MB: How does the recording occur?

Fl: What we do resembles jazz recordings from the 1930s, that is – we need buildings with less echo, which are kind of difficult to find, most of the times, in villages; the buildings which can hold more people, like cultural centers, aren’t appropriate. So then we prefer someone’s home, filled up with rugs, cushions etc, but the space is smaller. We record with a small device (TASCAM), with two mono microphones or with a stereo one. The balance between the instruments is given by the way we place the musicians towards the microphones, and that takes some juggling and struggling until we are ready to record – placing the soloists or the violin players more in the front, or the bass players more to the back, but afterwards we proceed to the actual music recording. Usually it doesn’t start out like that – we listen to the musicians ar first, we know what to ask them to play, we record much more than we cut on the records. After this task is finished, we archive everything and, when we decide to use the material (because sometimes it happens that we need several recording sessions) we proceed with selecting and trimming it. We adjust a little bit the audio and informational content and we give it a light timbral color in the studio, to arrange the pieces in a unitary way.

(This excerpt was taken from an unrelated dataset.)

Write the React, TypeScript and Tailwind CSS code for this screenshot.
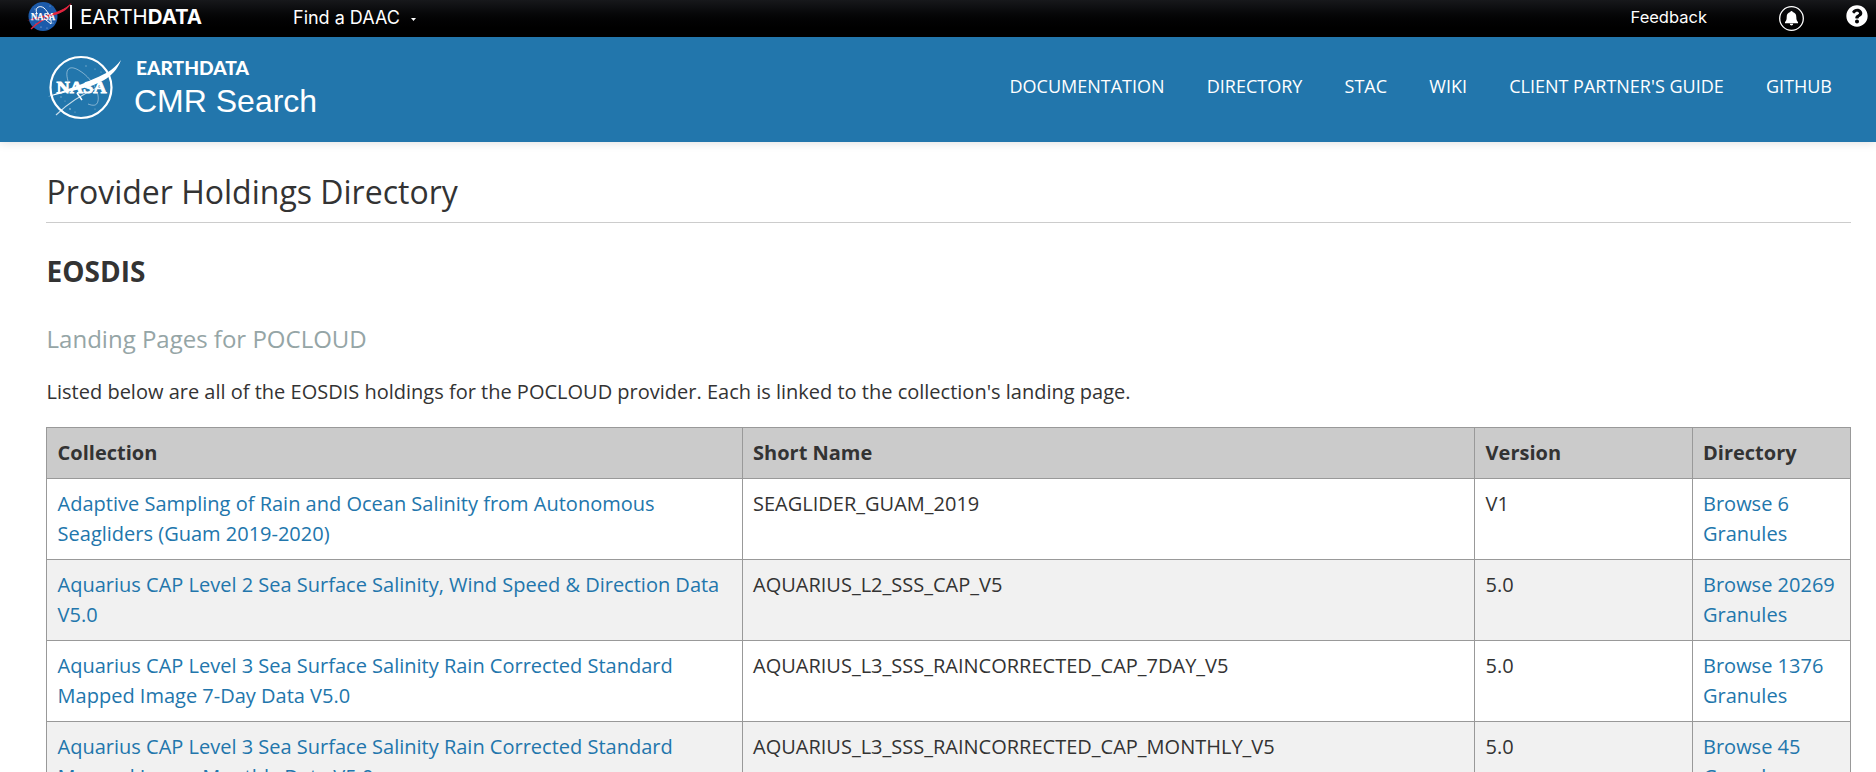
import React from "react";

const rows = [
  ["Adaptive Sampling of Rain and Ocean Salinity from Autonomous Seagliders (Guam 2019-2020)", "SEAGLIDER_GUAM_2019", "V1", "6"],
  ["Aquarius CAP Level 2 Sea Surface Salinity, Wind Speed & Direction Data V5.0", "AQUARIUS_L2_SSS_CAP_V5", "5.0", "20269"],
  ["Aquarius CAP Level 3 Sea Surface Salinity Rain Corrected Standard Mapped Image 7-Day Data V5.0", "AQUARIUS_L3_SSS_RAINCORRECTED_CAP_7DAY_V5", "5.0", "1376"],
  ["Aquarius CAP Level 3 Sea Surface Salinity Rain Corrected Standard Mapped Image Monthly Data V5.0", "AQUARIUS_L3_SSS_RAINCORRECTED_CAP_MONTHLY_V5", "5.0", "45"],
];

const links = ["DOCUMENTATION", "DIRECTORY", "STAC", "WIKI", "CLIENT PARTNER'S GUIDE", "GITHUB"];

function Meatball() {
  return (
    <svg width="46" height="32" viewBox="0 0 46 32" className="shrink-0">
      <circle cx="16" cy="16.5" r="14.5" fill="#1c5bab" />
      <g fill="#fff" opacity="0.7">
        <circle cx="8" cy="9" r="0.5" /><circle cx="23" cy="6" r="0.5" /><circle cx="9" cy="24" r="0.5" />
        <circle cx="14" cy="27" r="0.6" /><circle cx="20" cy="28" r="0.5" /><circle cx="26" cy="23" r="0.5" />
      </g>
      <path d="M44.500 3C38 15 23 16 14 18C9 19 4 20 0 20.500C12 16 36 13 44.500 3Z" fill="#e0243f" />
      <path d="M4 29C11 22 17 19 30 13" fill="none" stroke="#e0243f" strokeWidth="1.200" />
      <text x="16" y="19.800" textAnchor="middle" textLength="24" lengthAdjust="spacingAndGlyphs" fontFamily="Liberation Serif, serif" fontWeight="bold" fontSize="9.500" fill="#fff" stroke="#fff" strokeWidth="0.250">NASA</text>
      <path d="M10 14C7 7 13 5 17 8C21 12 25 18 24 24L19 20" fill="none" stroke="#fff" strokeWidth="1" />
      <path d="M44.500 3C39 11 32 14 22 16C31 12 38 9 44.500 3Z" fill="#e0243f" />
    </svg>
  );
}

function Insignia() {
  return (
    <svg width="74" height="66" viewBox="0 0 74 66" className="shrink-0">
      <circle cx="33" cy="32.500" r="30.5" fill="none" stroke="#fff" strokeWidth="2.200" />
      <path d="M20 26C16 12 23 10 32 16C42 22 52 36 50 46C49 51 45 51 40 49" fill="none" stroke="#fff" strokeWidth="0.8" opacity="0.55" />
      <g fill="#fff" opacity="0.45">
        <circle cx="38" cy="11" r="0.7" /><circle cx="47" cy="14" r="0.6" /><circle cx="53" cy="17" r="0.6" /><circle cx="13" cy="42" r="0.7" />
        <circle cx="22" cy="54" r="0.9" /><circle cx="17" cy="46" r="0.6" /><circle cx="47" cy="54" r="0.6" /><circle cx="27" cy="57" r="0.6" />
      </g>
      <text x="33.5" y="38" textAnchor="middle" textLength="50" lengthAdjust="spacingAndGlyphs" fontFamily="Liberation Serif, serif" fontWeight="bold" fontSize="16" fill="#fff" stroke="#fff" strokeWidth="0.8">NASA</text>
      <path d="M73 5C66 24 49 30 28 35C18 37 8 40 0 41.500C14 36 30 31 41 26C55 20 65 16 73 5Z" fill="#fff" />
      <path d="M8 60C18 50 32 40 53 31" fill="none" stroke="#fff" strokeWidth="1.200" opacity="0.75" />
      <path d="M29 38L34 45" stroke="#fff" strokeWidth="1.500" />
    </svg>
  );
}

function Logo() {
  return (
    <div className="flex pt-[18px]">
      <Insignia />
      <div className="ml-[12px] flex flex-col whitespace-nowrap">
        <span className="pl-[2px] font-['Lato',sans-serif] text-[19.2px] leading-[26px] font-black">EARTHDATA</span>
        <span className="mt-px font-['Liberation_Sans',sans-serif] text-[32px] leading-[38px]">CMR Search</span>
      </div>
    </div>
  );
}

export default function App() {
  return (
    <div className="h-[772px] overflow-hidden bg-white font-['Open_Sans',sans-serif] text-[20px] leading-[30px] text-[#333]">
      <div className="flex h-[37px] items-start bg-linear-to-b from-[#17181b] to-black font-['Inter',sans-serif] text-[18px] leading-[36px] text-white">
        <div className="flex w-[293px] items-start pl-[27px]">
          <Meatball />
          <div className="mt-[5px] mr-[8px] -ml-[3px] h-[24px] w-[2px] bg-white" />
          <div className="text-[20.4px] leading-[34px] whitespace-nowrap">EARTH<b>DATA</b></div>
        </div>
        <div className="flex items-center">
          Find a DAAC
          <svg width="5" height="4" viewBox="0 0 5 4" className="mt-[3px] ml-[11px]"><path d="M0 0H5L2.5 3Z" fill="#fff" /></svg>
        </div>
        <div className="ml-auto text-[16.5px] leading-[35px]">Feedback</div>
        <svg width="26" height="26" viewBox="0 0 26 26" className="mt-[5px] ml-[72px]">
          <circle cx="12.500" cy="13.5" r="11.8" fill="none" stroke="#fff" strokeWidth="1.3" />
          <path d="M12.500 6a1.2 1.2 0 0 1 1.2 1.1c2.4.6 3.6 2.4 3.6 4.8 0 3 .7 4 1.7 5v1.3H6v-1.300c1-1 1.700-2 1.700-5 0-2.400 1.200-4.200 3.600-4.800A1.200 1.200 0 0 1 12.500 6ZM10.800 18.800h3.400a1.700 1.700 0 0 1-3.400 0Z" fill="#fff" />
        </svg>
        <svg width="22" height="22" viewBox="0 0 512 512" className="mt-[5px] mr-[8px] ml-[41px]">
          <path fill="#fff" d="M504 256c0 136.997-111.043 248-248 248S8 392.997 8 256C8 119.083 119.043 8 256 8s248 111.083 248 248zM262.655 90c-54.497 0-89.255 22.957-116.549 63.758-3.536 5.286-2.353 12.415 2.715 16.258l34.699 26.310c5.205 3.947 12.621 3.008 16.665-2.122 17.864-22.658 30.113-35.797 57.303-35.797 20.429 0 45.698 13.148 45.698 32.958 0 14.976-12.363 22.667-32.534 33.976C247.128 238.528 216 254.941 216 296v4c0 6.627 5.373 12 12 12h56c6.627 0 12-5.373 12-12v-1.333c0-28.462 83.186-29.647 83.186-106.667 0-58.002-60.165-102-116.531-102zM256 338c-25.365 0-46 20.635-46 46 0 25.364 20.635 46 46 46s46-20.636 46-46c0-25.365-20.635-46-46-46z" />
        </svg>
      </div>

      <header className="flex h-[105px] bg-[#2276ac] pr-[44px] pl-[48px] text-white shadow-[0_0_10px_rgba(0,0,0,0.15)]">
        <Logo />
        <nav className="ml-auto flex gap-[42.2px] pt-[34px] text-[18px] leading-[30px] whitespace-nowrap">
          {links.map((l) => <a key={l}>{l}</a>)}
        </nav>
      </header>

      <main className="pr-[25px] pl-[46px]">
        <h1 className="border-b border-[#ccc] pt-[26px] pb-[6px] pl-[0.6px] text-[32px] leading-[48px]">Provider Holdings Directory</h1>
        <h2 className="mt-[27px] pl-[0.6px] text-[28px] leading-[42px] font-bold">EOSDIS</h2>
        <h3 className="mt-[29px] pl-[0.6px] text-[24px] leading-[36px] text-[#95a5a6]">Landing Pages for POCLOUD</h3>
        <p className="mt-[20px] pl-[0.6px]">Listed below are all of the EOSDIS holdings for the POCLOUD provider. Each is linked to the collection's landing page.</p>
        <table className="mt-[20px] w-[1805px] table-fixed border-collapse text-left">
          <colgroup>
            <col className="w-[696px]" /><col className="w-[732px]" /><col className="w-[218px]" /><col className="w-[158px]" />
          </colgroup>
          <thead>
            <tr className="bg-[#cbcbcb]">
              {["Collection", "Short Name", "Version", "Directory"].map((h) => (
                <th key={h} className="border border-[#999] p-[10px] font-bold odd:pl-[10.6px] ">{h}</th>
              ))}
            </tr>
          </thead>
          <tbody>
            {rows.map(([name, short, version, count]) => (
              <tr key={short} className="align-top even:bg-[#f1f1f1]">
                <td className="border border-[#999] p-[10px] pl-[10.6px] text-[#2276ac]">{name}</td>
                <td className="border border-[#999] p-[10px]">{short}</td>
                <td className="border border-[#999] p-[10px] pl-[10.6px]">{version}</td>
                <td className="border border-[#999] p-[10px] text-[#2276ac]">Browse {count}<br />Granules</td>
              </tr>
            ))}
          </tbody>
        </table>
      </main>
    </div>
  );
}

MB: Have you ever heard of private, personal initiatives from people who come with a small device and, following their own interest or longing, just go in the field, seeking and  recording?

SR and Fl: There is quite a number of foreigners who are looking for Eastern-European musics and come, either after getting scholarships, or just trying to learn.

MB: How about Romanians?

Fl: I don’t know many Romanians who do that…

SR: It requires a lot of money – the folk singers don’t play for nothing, so you need financing for such an initiative. At the beginning of the ’90s, coming with a cassette recorder and asking them to play something for you sometimes worked… but this barter doesn’t go that way anymore. I haven’t heard of any Romanians to do it and I think that, should they have been that passionate, we would have heard about them.